On October 9th, President Adams replied to General Washington that:
“I received, yesterday, the letter you did the honor to write to me on the 25th of September. You request to be informed, whether my determination to preserve the order of the three Major Generals is final …
I some time ago signed the three commissions and dated them on the same day, in hopes similar to yours that an amicable adjustment or acquiescence might take place among the gentlemen themselves. But, if these hopes should be disappointed, and controversies should arise, they will of course be submitted to you as Commander in Chief, and if after all any one should be so obstinate as to appeal to me from the judgment of the Commander in Chief, I was determined to confirm that judgment.
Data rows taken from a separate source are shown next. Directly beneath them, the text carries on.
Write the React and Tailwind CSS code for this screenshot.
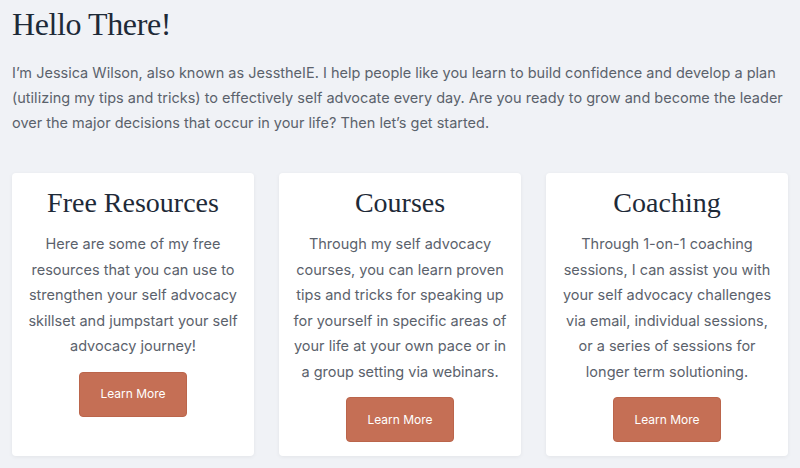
export default function App() {
  const cards = [
    {
      title: "Free Resources",
      text: "Here are some of my free resources that you can use to strengthen your self advocacy skillset and jumpstart your self advocacy journey!",
    },
    {
      title: "Courses",
      text: "Through my self advocacy courses, you can learn proven tips and tricks for speaking up for yourself in specific areas of your life at your own pace or in a group setting via webinars.",
    },
    {
      title: "Coaching",
      text: "Through 1-on-1 coaching sessions, I can assist you with your self advocacy challenges via email, individual sessions, or a series of sessions for longer term solutioning.",
    },
  ];
  return (
    <div className="w-[800px] h-[468px] overflow-hidden bg-[#f0f2f6] px-3 font-['Inter',sans-serif]">
      <h1 className="pt-1 font-['Liberation_Serif',serif] text-[32px] leading-[40px] tracking-[-0.4px] text-[#1e2a38]">
        Hello There!
      </h1>
      <p className="mt-4 text-[14.5px] leading-[25px] text-[#5b626c]">
        I’m Jessica Wilson, also known as JesstheIE. I help people like you learn to build confidence and develop a plan (utilizing my tips and tricks) to effectively self advocate every day. Are you ready to grow and become the leader over the major decisions that occur in your life? Then let’s get started.
      </p>
      <div className="mt-[38px] grid grid-cols-3 gap-[25px]">
        {cards.map((c) => (
          <div
            key={c.title}
            className="flex flex-col items-center rounded-[4px] bg-white px-[14px] pt-3 pb-[14px] shadow-[0_1px_4px_rgba(0,0,0,0.06)]"
          >
            <h2 className="font-['Liberation_Serif',serif] text-[28px] leading-[36px] text-[#1e2a38]">
              {c.title}
            </h2>
            <p className="mt-[10px] text-center text-[14.5px] leading-[25.5px] text-[#5b626c]">
              {c.text}
            </p>
            <button className="mt-[13px] h-[45px] w-[108px] rounded-[4px] border border-[#bb654b] bg-[#c56f55] text-[12px] text-white">
              Learn More
            </button>
          </div>
        ))}
      </div>
    </div>
  );
}
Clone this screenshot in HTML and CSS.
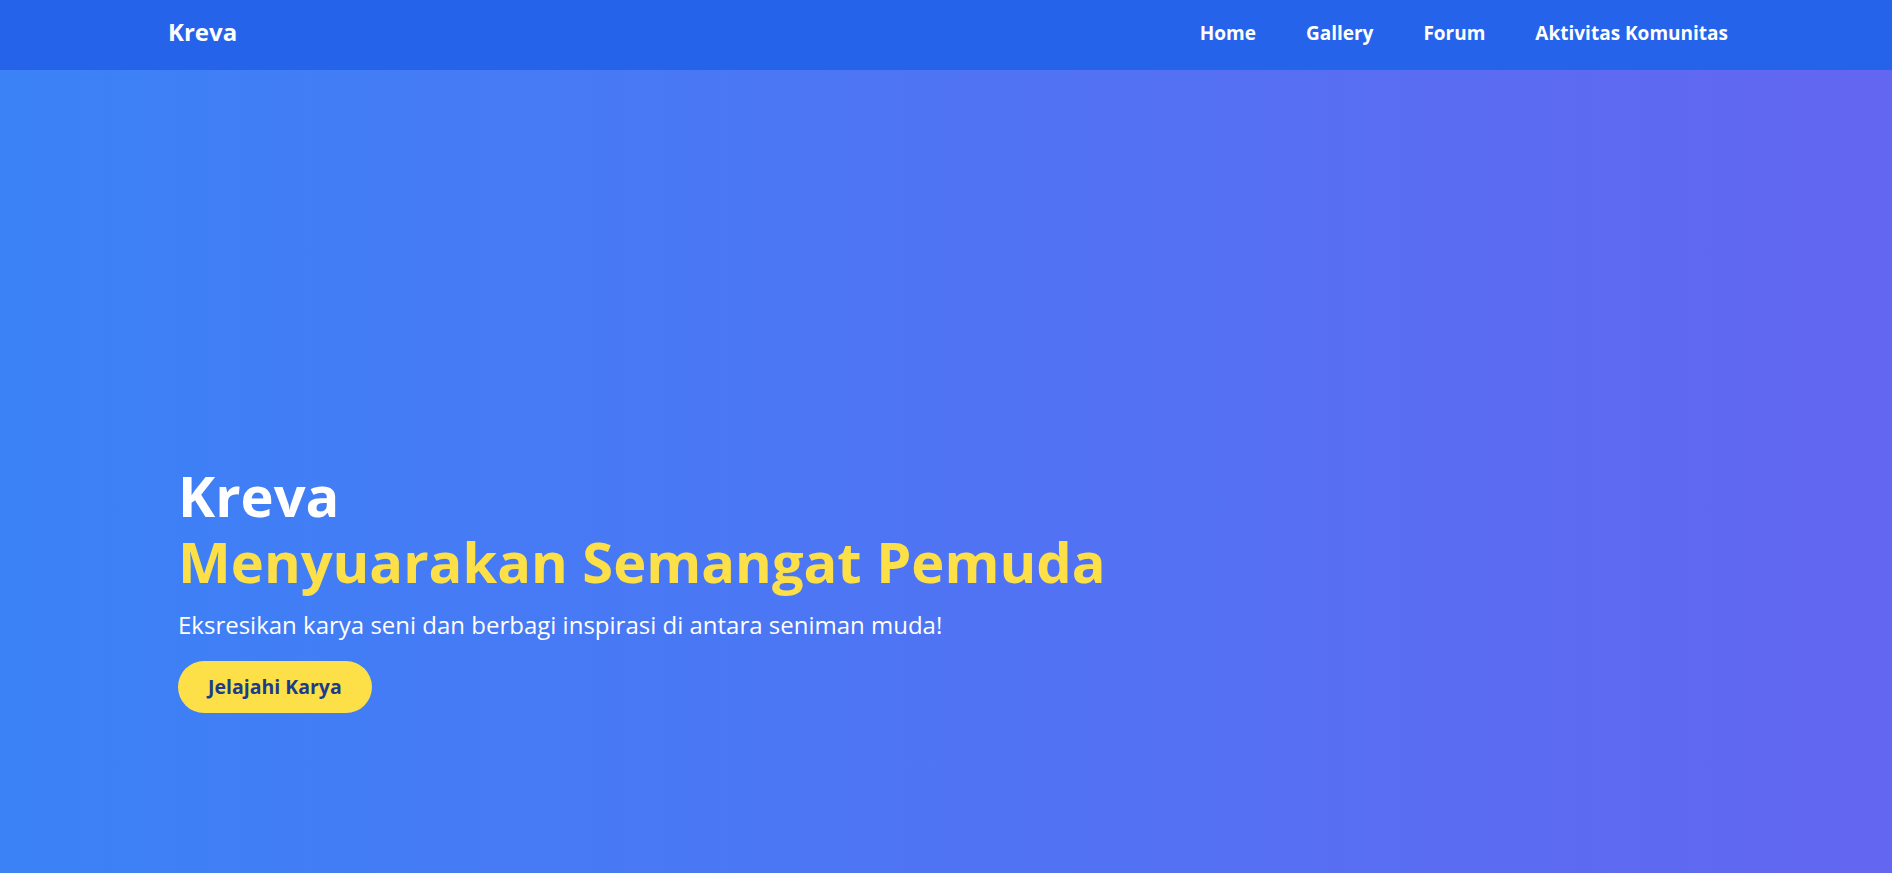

Because, whatever construction may be put upon the resolutions of the ancient Congress which have been applied to this case, and whether they are at all applicable to it or not, there is no doubt to be made that by the present Constitution of the United States, the President has authority to determine the rank of officers.”
After receiving President Adams’s instructions on September 30th, McHenry was still not sure what to do, and on October 12th, sent all the relevant documents to the other cabinet members – enquiring as to their opinions. The next day, Pickering, Wolcott and Stoddert replied to McHenry that:
“the only inference we can draw from the facts … is, that the President consents to the arrangement of rank as proposed by General Washington and pursued in the order of nomination and appointment by the President and Senate”, and that:
“the Secretary of War ought to transmit the commissions and inform the Generals that in his opinion the rank is definitively settled according to the original arrangement.”
On October 19th, Hamilton accepted his commission. On October 23rd, Knox declined his appointment – ‘no officer can consent to his own degradation by serving in an inferior station’; and on October 31st, Pinckney accepted his commission, having arrived back in the United States from France.